GIVEN REQUEST: Your task is to locate every line holding the string "that" and to copy each of them.

INPUT:

begin

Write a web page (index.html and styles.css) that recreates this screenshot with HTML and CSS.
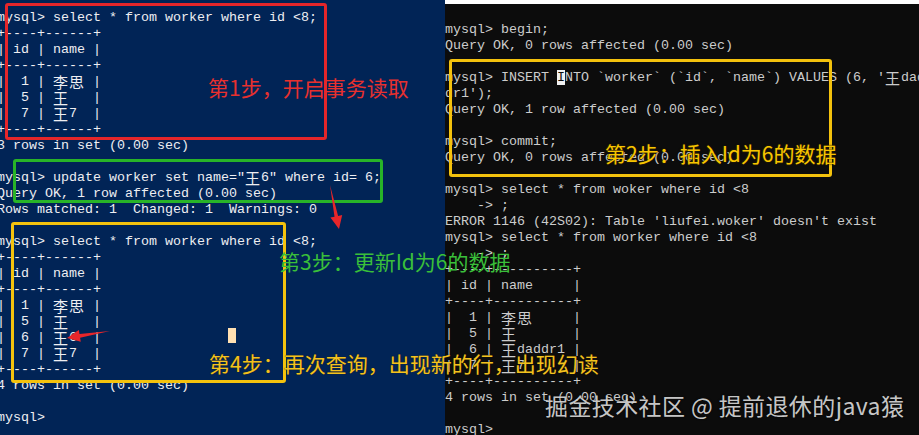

end
begin

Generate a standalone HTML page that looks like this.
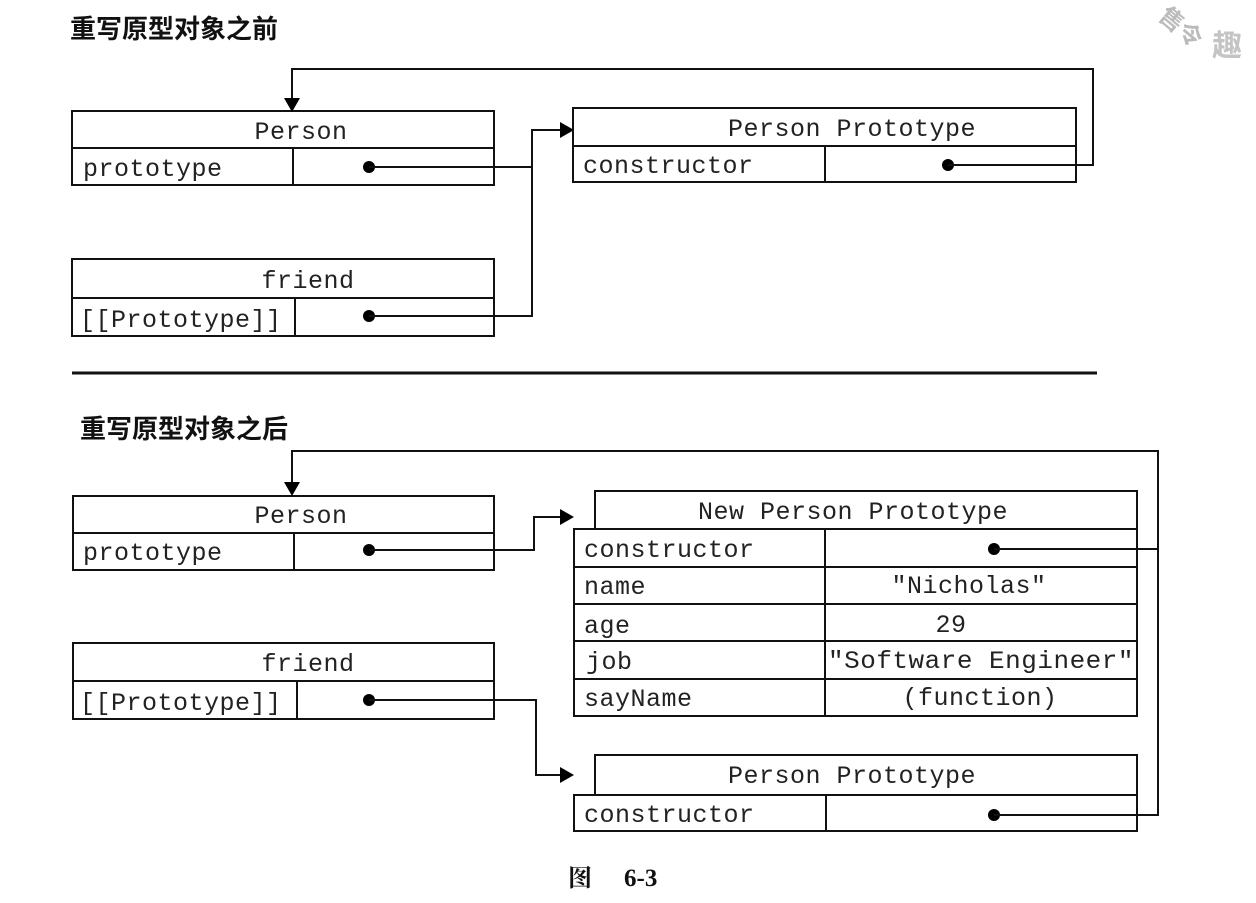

end
begin

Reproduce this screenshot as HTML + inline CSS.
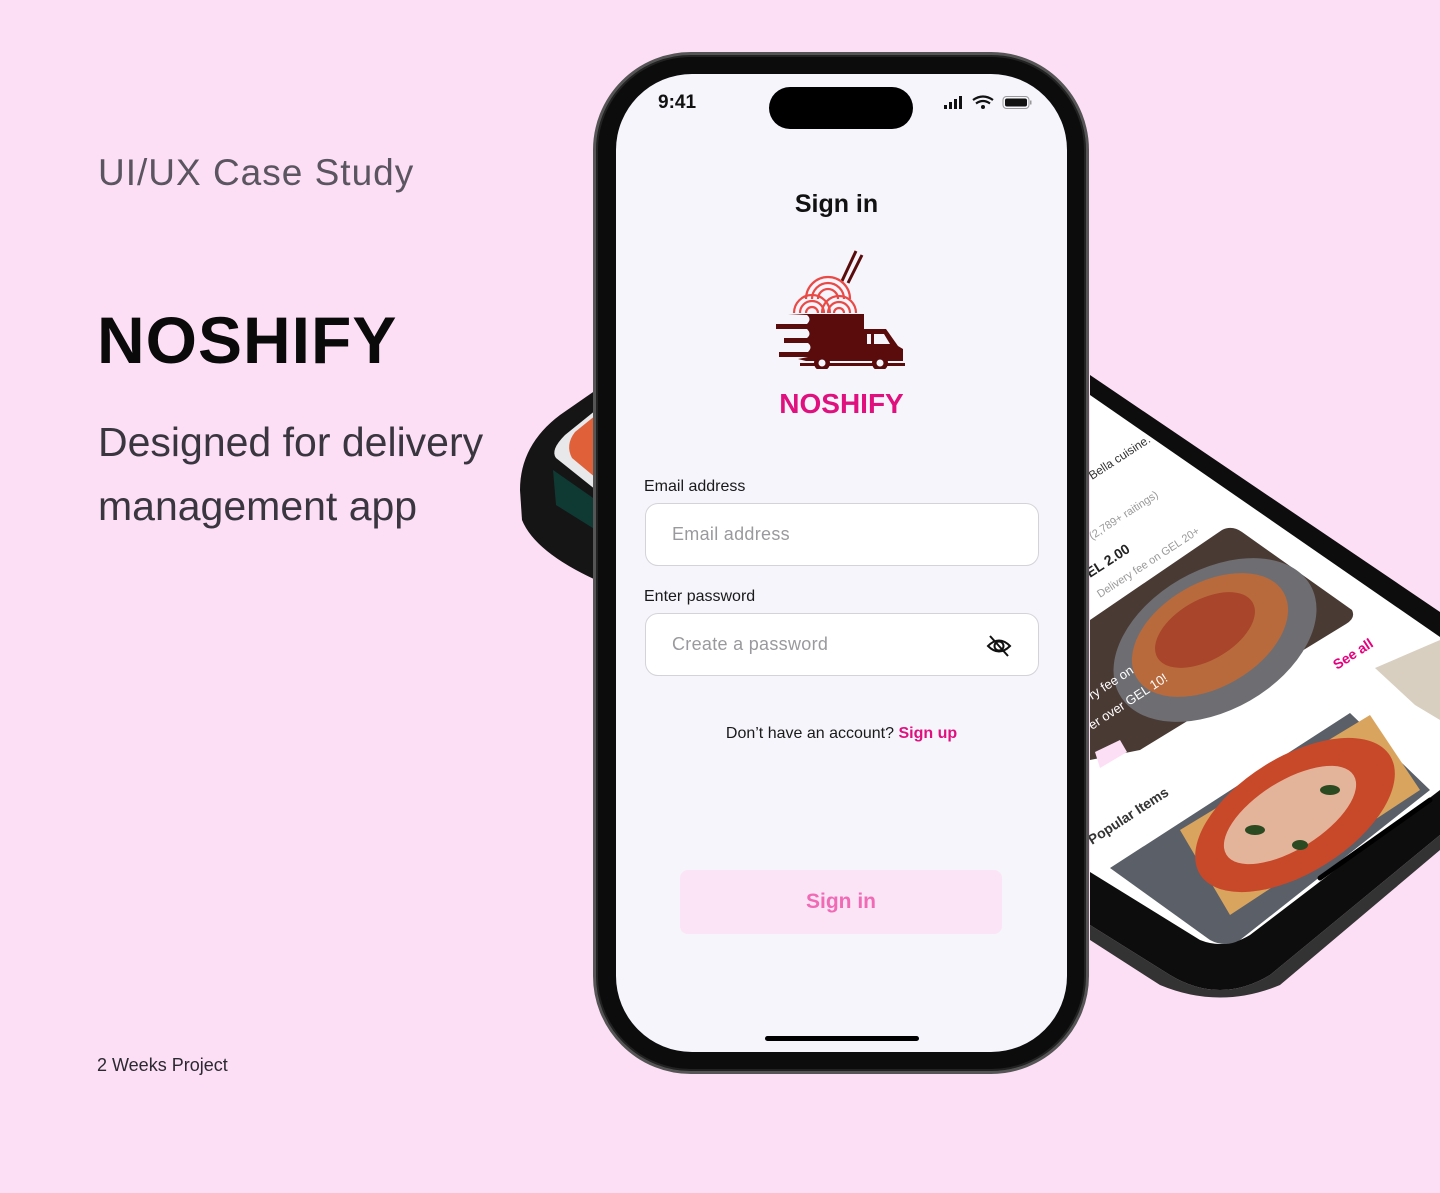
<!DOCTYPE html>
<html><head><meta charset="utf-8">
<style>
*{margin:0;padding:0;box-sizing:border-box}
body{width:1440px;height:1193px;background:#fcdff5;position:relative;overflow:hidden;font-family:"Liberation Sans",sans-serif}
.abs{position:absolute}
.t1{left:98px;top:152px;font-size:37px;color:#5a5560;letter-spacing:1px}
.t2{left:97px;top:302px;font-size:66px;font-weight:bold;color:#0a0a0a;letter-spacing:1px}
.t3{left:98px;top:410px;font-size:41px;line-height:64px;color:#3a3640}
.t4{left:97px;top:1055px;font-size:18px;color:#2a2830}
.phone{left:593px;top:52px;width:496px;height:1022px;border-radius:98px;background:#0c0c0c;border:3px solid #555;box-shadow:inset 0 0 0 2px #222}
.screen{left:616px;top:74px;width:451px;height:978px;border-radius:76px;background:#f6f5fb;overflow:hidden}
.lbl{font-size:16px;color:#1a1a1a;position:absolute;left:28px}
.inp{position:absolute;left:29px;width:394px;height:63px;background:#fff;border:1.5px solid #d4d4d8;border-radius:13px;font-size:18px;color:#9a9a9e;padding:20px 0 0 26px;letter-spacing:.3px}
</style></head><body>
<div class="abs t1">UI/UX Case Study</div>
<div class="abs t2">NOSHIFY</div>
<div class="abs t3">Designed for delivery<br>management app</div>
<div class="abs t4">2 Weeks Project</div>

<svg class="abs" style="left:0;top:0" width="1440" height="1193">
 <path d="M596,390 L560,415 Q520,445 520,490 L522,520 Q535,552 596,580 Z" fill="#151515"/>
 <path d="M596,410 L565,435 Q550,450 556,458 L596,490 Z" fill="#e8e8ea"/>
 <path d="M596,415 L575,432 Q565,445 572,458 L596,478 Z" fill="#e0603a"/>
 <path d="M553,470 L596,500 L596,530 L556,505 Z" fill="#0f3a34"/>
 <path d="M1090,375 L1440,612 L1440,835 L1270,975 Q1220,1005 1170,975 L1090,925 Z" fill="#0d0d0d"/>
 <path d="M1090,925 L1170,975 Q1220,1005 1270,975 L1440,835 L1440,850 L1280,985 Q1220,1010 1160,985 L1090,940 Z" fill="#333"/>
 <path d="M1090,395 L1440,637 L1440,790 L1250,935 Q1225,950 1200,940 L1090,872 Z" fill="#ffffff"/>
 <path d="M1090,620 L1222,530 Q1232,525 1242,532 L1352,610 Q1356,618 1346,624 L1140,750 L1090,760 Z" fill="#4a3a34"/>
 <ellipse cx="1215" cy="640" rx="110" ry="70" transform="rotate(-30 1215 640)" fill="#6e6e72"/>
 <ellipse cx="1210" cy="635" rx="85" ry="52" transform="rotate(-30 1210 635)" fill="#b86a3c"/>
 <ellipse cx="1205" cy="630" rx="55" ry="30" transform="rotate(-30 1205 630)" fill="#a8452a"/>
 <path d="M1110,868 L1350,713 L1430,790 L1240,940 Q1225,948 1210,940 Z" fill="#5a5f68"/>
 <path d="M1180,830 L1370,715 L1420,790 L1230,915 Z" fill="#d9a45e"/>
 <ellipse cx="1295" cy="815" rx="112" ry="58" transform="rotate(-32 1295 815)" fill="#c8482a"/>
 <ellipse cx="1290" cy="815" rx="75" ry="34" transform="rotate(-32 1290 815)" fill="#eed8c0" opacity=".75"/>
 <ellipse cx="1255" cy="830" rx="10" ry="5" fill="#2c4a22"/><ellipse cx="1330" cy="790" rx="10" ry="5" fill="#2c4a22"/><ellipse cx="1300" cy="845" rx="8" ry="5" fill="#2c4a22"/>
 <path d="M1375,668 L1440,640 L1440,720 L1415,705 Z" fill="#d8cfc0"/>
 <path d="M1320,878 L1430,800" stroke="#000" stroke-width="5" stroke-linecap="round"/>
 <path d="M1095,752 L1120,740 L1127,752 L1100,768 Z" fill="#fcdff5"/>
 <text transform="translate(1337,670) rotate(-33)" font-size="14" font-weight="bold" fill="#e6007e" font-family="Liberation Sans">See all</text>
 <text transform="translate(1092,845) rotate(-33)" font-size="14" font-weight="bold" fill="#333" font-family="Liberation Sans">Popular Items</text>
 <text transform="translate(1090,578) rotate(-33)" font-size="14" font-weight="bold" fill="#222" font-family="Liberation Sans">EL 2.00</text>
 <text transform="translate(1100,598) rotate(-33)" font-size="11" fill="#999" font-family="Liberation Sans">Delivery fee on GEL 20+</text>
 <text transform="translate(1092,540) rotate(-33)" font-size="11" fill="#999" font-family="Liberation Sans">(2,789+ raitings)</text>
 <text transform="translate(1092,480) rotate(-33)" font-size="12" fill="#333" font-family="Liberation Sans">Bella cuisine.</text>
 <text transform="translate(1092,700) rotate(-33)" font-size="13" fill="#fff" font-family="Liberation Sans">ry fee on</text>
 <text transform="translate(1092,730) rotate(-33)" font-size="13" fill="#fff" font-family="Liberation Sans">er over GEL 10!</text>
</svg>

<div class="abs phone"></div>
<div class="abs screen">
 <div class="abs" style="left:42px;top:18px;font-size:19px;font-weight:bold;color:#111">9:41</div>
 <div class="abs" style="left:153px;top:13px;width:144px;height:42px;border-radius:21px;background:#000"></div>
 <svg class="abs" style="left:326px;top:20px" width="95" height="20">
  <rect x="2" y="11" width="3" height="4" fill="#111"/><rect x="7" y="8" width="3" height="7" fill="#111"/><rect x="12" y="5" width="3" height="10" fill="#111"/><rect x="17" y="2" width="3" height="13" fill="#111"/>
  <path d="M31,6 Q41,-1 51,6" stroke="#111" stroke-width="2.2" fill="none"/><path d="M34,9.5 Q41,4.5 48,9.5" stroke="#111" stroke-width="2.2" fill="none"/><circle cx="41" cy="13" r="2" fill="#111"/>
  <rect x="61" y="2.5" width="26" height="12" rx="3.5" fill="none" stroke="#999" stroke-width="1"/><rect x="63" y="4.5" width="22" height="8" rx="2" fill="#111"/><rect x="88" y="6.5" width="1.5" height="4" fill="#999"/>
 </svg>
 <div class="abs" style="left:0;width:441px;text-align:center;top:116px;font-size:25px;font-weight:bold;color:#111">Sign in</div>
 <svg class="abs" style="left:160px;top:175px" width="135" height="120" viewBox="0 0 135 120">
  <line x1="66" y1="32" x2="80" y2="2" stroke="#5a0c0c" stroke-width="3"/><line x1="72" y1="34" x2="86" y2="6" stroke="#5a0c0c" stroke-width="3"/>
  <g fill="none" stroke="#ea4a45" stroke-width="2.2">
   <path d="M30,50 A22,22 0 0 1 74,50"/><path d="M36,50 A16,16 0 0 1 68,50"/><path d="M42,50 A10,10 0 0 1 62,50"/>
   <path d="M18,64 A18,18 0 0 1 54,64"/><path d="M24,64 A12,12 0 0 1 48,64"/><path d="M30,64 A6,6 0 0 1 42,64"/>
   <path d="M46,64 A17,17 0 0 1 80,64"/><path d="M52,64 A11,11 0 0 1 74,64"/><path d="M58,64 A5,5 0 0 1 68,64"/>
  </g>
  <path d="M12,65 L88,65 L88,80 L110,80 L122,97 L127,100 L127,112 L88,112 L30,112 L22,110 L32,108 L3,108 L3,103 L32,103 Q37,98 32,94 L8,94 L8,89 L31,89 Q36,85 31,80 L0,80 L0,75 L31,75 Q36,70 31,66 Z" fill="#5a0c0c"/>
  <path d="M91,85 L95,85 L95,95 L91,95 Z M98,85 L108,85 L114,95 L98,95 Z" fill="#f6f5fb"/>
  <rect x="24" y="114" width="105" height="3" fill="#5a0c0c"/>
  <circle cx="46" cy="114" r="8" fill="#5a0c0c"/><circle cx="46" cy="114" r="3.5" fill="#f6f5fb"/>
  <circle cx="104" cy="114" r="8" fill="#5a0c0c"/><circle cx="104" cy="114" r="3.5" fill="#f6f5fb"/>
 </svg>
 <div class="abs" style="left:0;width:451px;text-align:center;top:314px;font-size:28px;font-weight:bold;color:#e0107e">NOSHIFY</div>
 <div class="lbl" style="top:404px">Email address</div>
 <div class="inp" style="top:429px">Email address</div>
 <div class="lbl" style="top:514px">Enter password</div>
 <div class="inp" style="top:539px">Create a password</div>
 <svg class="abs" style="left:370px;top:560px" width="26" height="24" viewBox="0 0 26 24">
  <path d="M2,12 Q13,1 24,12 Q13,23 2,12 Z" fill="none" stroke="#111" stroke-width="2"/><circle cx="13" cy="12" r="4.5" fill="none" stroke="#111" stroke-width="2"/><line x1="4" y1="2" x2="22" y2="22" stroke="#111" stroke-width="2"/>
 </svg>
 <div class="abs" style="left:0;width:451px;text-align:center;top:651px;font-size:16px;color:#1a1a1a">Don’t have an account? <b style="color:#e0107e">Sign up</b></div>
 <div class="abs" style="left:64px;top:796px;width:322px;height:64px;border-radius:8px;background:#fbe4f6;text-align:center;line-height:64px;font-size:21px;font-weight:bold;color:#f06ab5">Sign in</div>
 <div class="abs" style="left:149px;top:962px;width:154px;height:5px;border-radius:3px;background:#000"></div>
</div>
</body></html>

end

WORKED ANSWER:
Write a web page (index.html and styles.css) that recreates this screenshot with HTML and CSS.
Generate a standalone HTML page that looks like this.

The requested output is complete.